Prompt:
Please set down all the lines beneath this one exactly, without the pictures.

Data segment:
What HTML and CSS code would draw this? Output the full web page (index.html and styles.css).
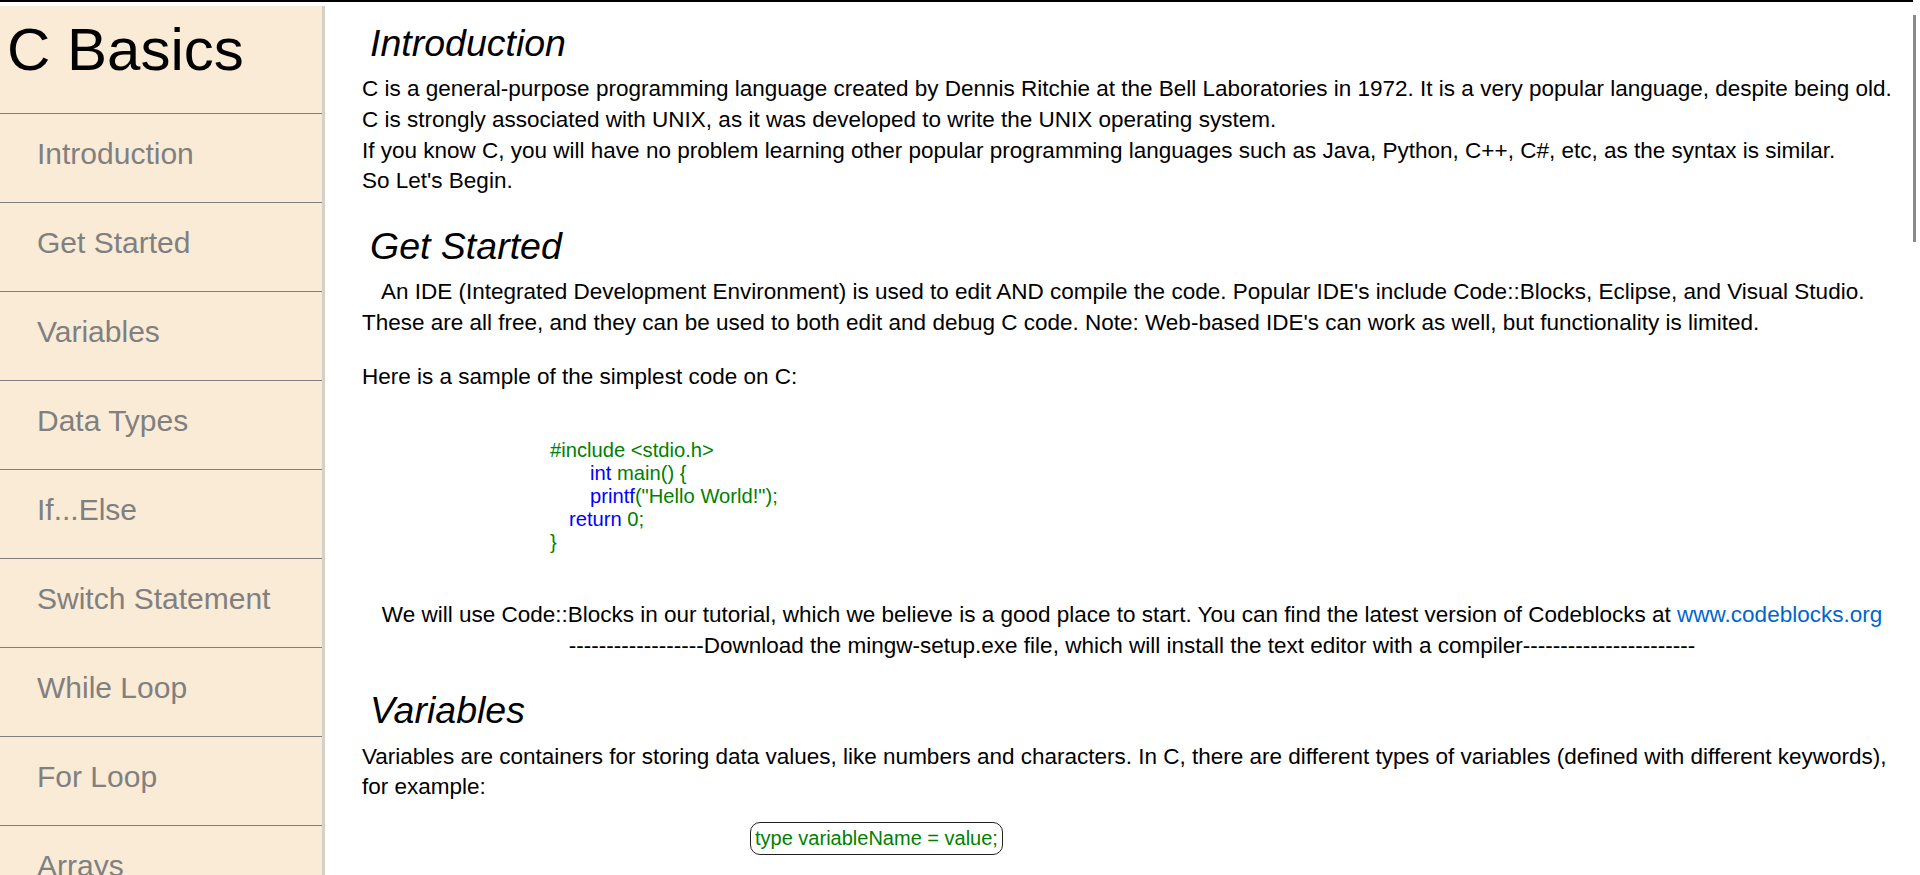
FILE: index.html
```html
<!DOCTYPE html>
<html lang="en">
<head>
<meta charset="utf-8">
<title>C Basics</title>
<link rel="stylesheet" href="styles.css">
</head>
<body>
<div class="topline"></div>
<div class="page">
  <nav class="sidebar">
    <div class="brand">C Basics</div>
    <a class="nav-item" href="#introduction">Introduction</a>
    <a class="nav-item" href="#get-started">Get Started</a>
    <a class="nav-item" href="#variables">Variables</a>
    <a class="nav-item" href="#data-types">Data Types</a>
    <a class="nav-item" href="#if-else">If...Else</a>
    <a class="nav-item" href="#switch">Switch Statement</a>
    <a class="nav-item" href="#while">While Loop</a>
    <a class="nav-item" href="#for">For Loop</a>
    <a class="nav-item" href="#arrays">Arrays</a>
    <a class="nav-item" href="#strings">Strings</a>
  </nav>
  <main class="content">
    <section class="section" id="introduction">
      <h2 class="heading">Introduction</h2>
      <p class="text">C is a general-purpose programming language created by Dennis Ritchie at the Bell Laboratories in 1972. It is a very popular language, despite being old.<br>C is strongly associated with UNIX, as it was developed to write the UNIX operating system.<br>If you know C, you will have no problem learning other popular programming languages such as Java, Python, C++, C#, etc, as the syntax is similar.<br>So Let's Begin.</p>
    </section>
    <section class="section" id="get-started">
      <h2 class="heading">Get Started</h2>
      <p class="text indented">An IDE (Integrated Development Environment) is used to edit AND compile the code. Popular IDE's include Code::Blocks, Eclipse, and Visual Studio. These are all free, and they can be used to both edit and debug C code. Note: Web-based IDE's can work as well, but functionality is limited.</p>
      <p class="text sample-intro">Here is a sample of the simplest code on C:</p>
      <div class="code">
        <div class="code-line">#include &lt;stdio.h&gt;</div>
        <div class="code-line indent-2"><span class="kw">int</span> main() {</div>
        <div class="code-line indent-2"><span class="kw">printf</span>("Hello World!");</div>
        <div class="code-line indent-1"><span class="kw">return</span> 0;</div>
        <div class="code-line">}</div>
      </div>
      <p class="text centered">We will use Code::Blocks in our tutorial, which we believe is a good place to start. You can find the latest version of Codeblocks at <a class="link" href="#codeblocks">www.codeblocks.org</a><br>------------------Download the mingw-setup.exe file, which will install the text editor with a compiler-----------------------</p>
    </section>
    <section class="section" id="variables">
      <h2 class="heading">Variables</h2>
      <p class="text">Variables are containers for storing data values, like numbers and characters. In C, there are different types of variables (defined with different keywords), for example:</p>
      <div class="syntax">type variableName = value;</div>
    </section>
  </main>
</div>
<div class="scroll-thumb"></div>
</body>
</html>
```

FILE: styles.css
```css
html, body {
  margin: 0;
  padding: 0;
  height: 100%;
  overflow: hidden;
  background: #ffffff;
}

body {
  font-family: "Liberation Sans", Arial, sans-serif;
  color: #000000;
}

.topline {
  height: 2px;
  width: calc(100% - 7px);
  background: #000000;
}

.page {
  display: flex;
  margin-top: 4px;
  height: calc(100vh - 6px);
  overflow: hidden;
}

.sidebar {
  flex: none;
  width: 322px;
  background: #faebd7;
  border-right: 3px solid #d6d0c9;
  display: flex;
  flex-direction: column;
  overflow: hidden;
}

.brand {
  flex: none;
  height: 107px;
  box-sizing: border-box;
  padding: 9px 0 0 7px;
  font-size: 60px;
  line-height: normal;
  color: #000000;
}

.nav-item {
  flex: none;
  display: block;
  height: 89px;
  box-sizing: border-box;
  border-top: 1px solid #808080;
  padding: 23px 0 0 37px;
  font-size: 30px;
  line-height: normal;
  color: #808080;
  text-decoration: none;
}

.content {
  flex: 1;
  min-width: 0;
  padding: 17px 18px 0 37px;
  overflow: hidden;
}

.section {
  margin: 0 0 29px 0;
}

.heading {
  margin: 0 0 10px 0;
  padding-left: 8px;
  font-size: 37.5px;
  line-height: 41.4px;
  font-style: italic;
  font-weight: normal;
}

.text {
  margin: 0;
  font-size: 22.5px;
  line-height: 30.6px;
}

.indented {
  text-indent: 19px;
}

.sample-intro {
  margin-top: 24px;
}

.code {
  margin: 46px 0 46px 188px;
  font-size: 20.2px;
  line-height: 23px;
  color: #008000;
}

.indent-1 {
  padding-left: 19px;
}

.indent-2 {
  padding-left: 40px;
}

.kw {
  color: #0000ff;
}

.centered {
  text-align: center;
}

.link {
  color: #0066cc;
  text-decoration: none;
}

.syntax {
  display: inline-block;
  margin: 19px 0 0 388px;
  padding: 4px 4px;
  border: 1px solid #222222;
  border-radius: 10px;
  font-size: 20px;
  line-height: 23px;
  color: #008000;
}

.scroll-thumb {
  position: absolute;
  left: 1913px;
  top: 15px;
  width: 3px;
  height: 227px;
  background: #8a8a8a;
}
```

Reply:
What HTML and CSS code would draw this? Output the full web page (index.html and styles.css).
FILE: index.html
```html
<!DOCTYPE html>
<html lang="en">
<head>
<meta charset="utf-8">
<title>C Basics</title>
<link rel="stylesheet" href="styles.css">
</head>
<body>
<div class="topline"></div>
<div class="page">
  <nav class="sidebar">
    <div class="brand">C Basics</div>
    <a class="nav-item" href="#introduction">Introduction</a>
    <a class="nav-item" href="#get-started">Get Started</a>
    <a class="nav-item" href="#variables">Variables</a>
    <a class="nav-item" href="#data-types">Data Types</a>
    <a class="nav-item" href="#if-else">If...Else</a>
    <a class="nav-item" href="#switch">Switch Statement</a>
    <a class="nav-item" href="#while">While Loop</a>
    <a class="nav-item" href="#for">For Loop</a>
    <a class="nav-item" href="#arrays">Arrays</a>
    <a class="nav-item" href="#strings">Strings</a>
  </nav>
  <main class="content">
    <section class="section" id="introduction">
      <h2 class="heading">Introduction</h2>
      <p class="text">C is a general-purpose programming language created by Dennis Ritchie at the Bell Laboratories in 1972. It is a very popular language, despite being old.<br>C is strongly associated with UNIX, as it was developed to write the UNIX operating system.<br>If you know C, you will have no problem learning other popular programming languages such as Java, Python, C++, C#, etc, as the syntax is similar.<br>So Let's Begin.</p>
    </section>
    <section class="section" id="get-started">
      <h2 class="heading">Get Started</h2>
      <p class="text indented">An IDE (Integrated Development Environment) is used to edit AND compile the code. Popular IDE's include Code::Blocks, Eclipse, and Visual Studio. These are all free, and they can be used to both edit and debug C code. Note: Web-based IDE's can work as well, but functionality is limited.</p>
      <p class="text sample-intro">Here is a sample of the simplest code on C:</p>
      <div class="code">
        <div class="code-line">#include &lt;stdio.h&gt;</div>
        <div class="code-line indent-2"><span class="kw">int</span> main() {</div>
        <div class="code-line indent-2"><span class="kw">printf</span>("Hello World!");</div>
        <div class="code-line indent-1"><span class="kw">return</span> 0;</div>
        <div class="code-line">}</div>
      </div>
      <p class="text centered">We will use Code::Blocks in our tutorial, which we believe is a good place to start. You can find the latest version of Codeblocks at <a class="link" href="#codeblocks">www.codeblocks.org</a><br>------------------Download the mingw-setup.exe file, which will install the text editor with a compiler-----------------------</p>
    </section>
    <section class="section" id="variables">
      <h2 class="heading">Variables</h2>
      <p class="text">Variables are containers for storing data values, like numbers and characters. In C, there are different types of variables (defined with different keywords), for example:</p>
      <div class="syntax">type variableName = value;</div>
    </section>
  </main>
</div>
<div class="scroll-thumb"></div>
</body>
</html>
```

FILE: styles.css
```css
html, body {
  margin: 0;
  padding: 0;
  height: 100%;
  overflow: hidden;
  background: #ffffff;
}

body {
  font-family: "Liberation Sans", Arial, sans-serif;
  color: #000000;
}

.topline {
  height: 2px;
  width: calc(100% - 7px);
  background: #000000;
}

.page {
  display: flex;
  margin-top: 4px;
  height: calc(100vh - 6px);
  overflow: hidden;
}

.sidebar {
  flex: none;
  width: 322px;
  background: #faebd7;
  border-right: 3px solid #d6d0c9;
  display: flex;
  flex-direction: column;
  overflow: hidden;
}

.brand {
  flex: none;
  height: 107px;
  box-sizing: border-box;
  padding: 9px 0 0 7px;
  font-size: 60px;
  line-height: normal;
  color: #000000;
}

.nav-item {
  flex: none;
  display: block;
  height: 89px;
  box-sizing: border-box;
  border-top: 1px solid #808080;
  padding: 23px 0 0 37px;
  font-size: 30px;
  line-height: normal;
  color: #808080;
  text-decoration: none;
}

.content {
  flex: 1;
  min-width: 0;
  padding: 17px 18px 0 37px;
  overflow: hidden;
}

.section {
  margin: 0 0 29px 0;
}

.heading {
  margin: 0 0 10px 0;
  padding-left: 8px;
  font-size: 37.5px;
  line-height: 41.4px;
  font-style: italic;
  font-weight: normal;
}

.text {
  margin: 0;
  font-size: 22.5px;
  line-height: 30.6px;
}

.indented {
  text-indent: 19px;
}

.sample-intro {
  margin-top: 24px;
}

.code {
  margin: 46px 0 46px 188px;
  font-size: 20.2px;
  line-height: 23px;
  color: #008000;
}

.indent-1 {
  padding-left: 19px;
}

.indent-2 {
  padding-left: 40px;
}

.kw {
  color: #0000ff;
}

.centered {
  text-align: center;
}

.link {
  color: #0066cc;
  text-decoration: none;
}

.syntax {
  display: inline-block;
  margin: 19px 0 0 388px;
  padding: 4px 4px;
  border: 1px solid #222222;
  border-radius: 10px;
  font-size: 20px;
  line-height: 23px;
  color: #008000;
}

.scroll-thumb {
  position: absolute;
  left: 1913px;
  top: 15px;
  width: 3px;
  height: 227px;
  background: #8a8a8a;
}
```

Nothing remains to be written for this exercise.